A pesquisa mostrou que algumas das mutações sinônimas criaram sítios de transcrição crípticos na fita de DNA CAT. A RNA polimerase, a enzima responsável pela transcrição de DNA para RNA, estava se ligando a esses sítios de transcrição crípticos — em vez do sítio de ligação esperado.
Essas polimerases sintetizaram um RNA que começou dentro do CAT, mas se estendeu para também codificar todo o gene vizinho, a montante. No caso do CAT, o gene a montante codifica uma proteína repressora, então produzir mais dela reprime a expressão do CAT.
O conceito de uma mutação sinônima impactando os processos de seu próprio gene só foi considerado na última década. Então, a ideia de que uma mutação sinônima em um gene também poderia afetar os processos de transcrição e tradução de um gene vizinho é uma expansão significativa — e algo que Clark e seu laboratório planejam explorar mais.
“Tem havido um número crescente de estudos de referência que mostram o quão incompleto é nosso entendimento sobre o impacto de mutações sinônimas. Devemos considerar como essas mutações impactam todas as doenças e distúrbios genéticos”, disse Clark. “Espero que nosso estudo ajude a acelerar a construção de um entendimento abrangente.”
Em seguida, a equipe de pesquisa planeja analisar como algumas das mutações sinônimas do gene CAT foram capazes de recrutar a RNA polimerase para o local de ligação críptico de forma tão eficiente. Isso é especialmente intrigante, dado que os algoritmos de aprendizado de máquina atualmente disponíveis não foram capazes de prever isso com precisão.
Clark atua como vice-presidente associado de pesquisa e diretor do Biophysics Instrumentation Core Facility em Notre Dame.

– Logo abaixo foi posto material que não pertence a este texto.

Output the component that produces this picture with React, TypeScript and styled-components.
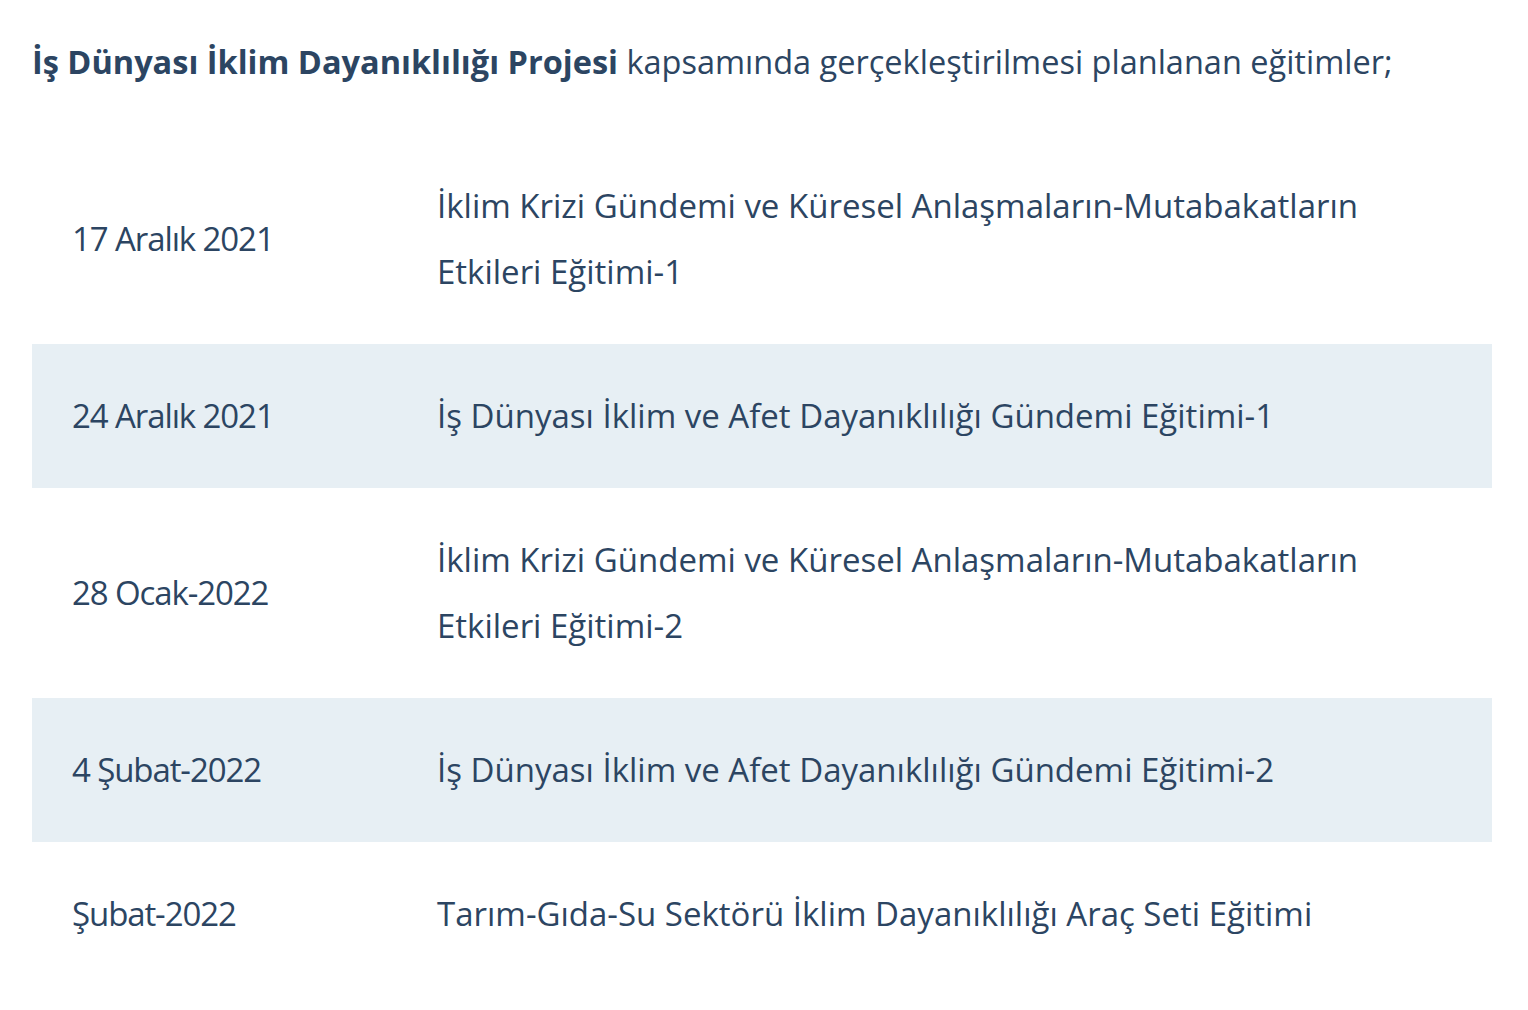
import React from "react";
import styled, { createGlobalStyle } from "styled-components";

const GlobalStyle = createGlobalStyle`
  html, body {
    margin: 0;
    padding: 0;
    background: #ffffff;
  }
  body {
    font-family: "Open Sans", "Noto Sans", sans-serif;
    color: #2c4562;
  }
`;

const Page = styled.div`
  width: 1460px;
  padding: 39px 36px 0 32px;
`;

const Intro = styled.p`
  margin: 0;
  font-size: 32.5px;
  line-height: 45px;
  color: #2c4562;
`;

const Strong = styled.strong`
  font-weight: 700;
`;

const Table = styled.table`
  width: 1460px;
  margin-top: 50px;
  border-collapse: collapse;
  table-layout: fixed;
`;

const Row = styled.tr<{ $shaded: boolean }>`
  background: ${(p) => (p.$shaded ? "#e7eff4" : "transparent")};
`;

const Cell = styled.td<{ $wide?: boolean }>`
  box-sizing: border-box;
  width: ${(p) => (p.$wide ? "auto" : "25%")};
  padding: 39px 40px;
  font-size: 33px;
  line-height: 66px;
  letter-spacing: ${(p) => (p.$wide ? "0" : "-1.1px")};
  color: #2c4562;
  vertical-align: middle;
`;

const rows: { date: string; title: string }[] = [
  {
    date: "17 Aralık 2021",
    title:
      "İklim Krizi Gündemi ve Küresel Anlaşmaların-Mutabakatların Etkileri Eğitimi-1",
  },
  {
    date: "24 Aralık 2021",
    title: "İş Dünyası İklim ve Afet Dayanıklılığı Gündemi Eğitimi-1",
  },
  {
    date: "28 Ocak-2022",
    title:
      "İklim Krizi Gündemi ve Küresel Anlaşmaların-Mutabakatların Etkileri Eğitimi-2",
  },
  {
    date: "4 Şubat-2022",
    title: "İş Dünyası İklim ve Afet Dayanıklılığı Gündemi Eğitimi-2",
  },
  {
    date: "Şubat-2022",
    title: "Tarım-Gıda-Su Sektörü İklim Dayanıklılığı Araç Seti Eğitimi",
  },
];

export default function App() {
  return (
    <>
      <GlobalStyle />
      <Page>
        <Intro>
          <Strong>İş Dünyası İklim Dayanıklılığı Projesi</Strong> kapsamında
          gerçekleştirilmesi planlanan eğitimler;
        </Intro>
        <Table>
          <tbody>
            {rows.map((r, i) => (
              <Row key={i} $shaded={i % 2 === 1}>
                <Cell>{r.date}</Cell>
                <Cell $wide>{r.title}</Cell>
              </Row>
            ))}
          </tbody>
        </Table>
      </Page>
    </>
  );
}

Anabel Rodriguez, ex-aluna de pós-graduação no laboratório de Clark e atual instrutora no Coastal Carolina Community College, foi a autora principal do estudo.
Outros coautores do estudo incluem Jacob Diehl, Christopher Bonar, Taylor Lundgren, McKenze Moss, Jun Li, Tijana Milenkovic, Paul Huber e Matthew Champion, da Notre Dame; Gabriel Wright, da Escola de Engenharia de Milwaukee; e Scott Emrich, da Universidade do Tennessee.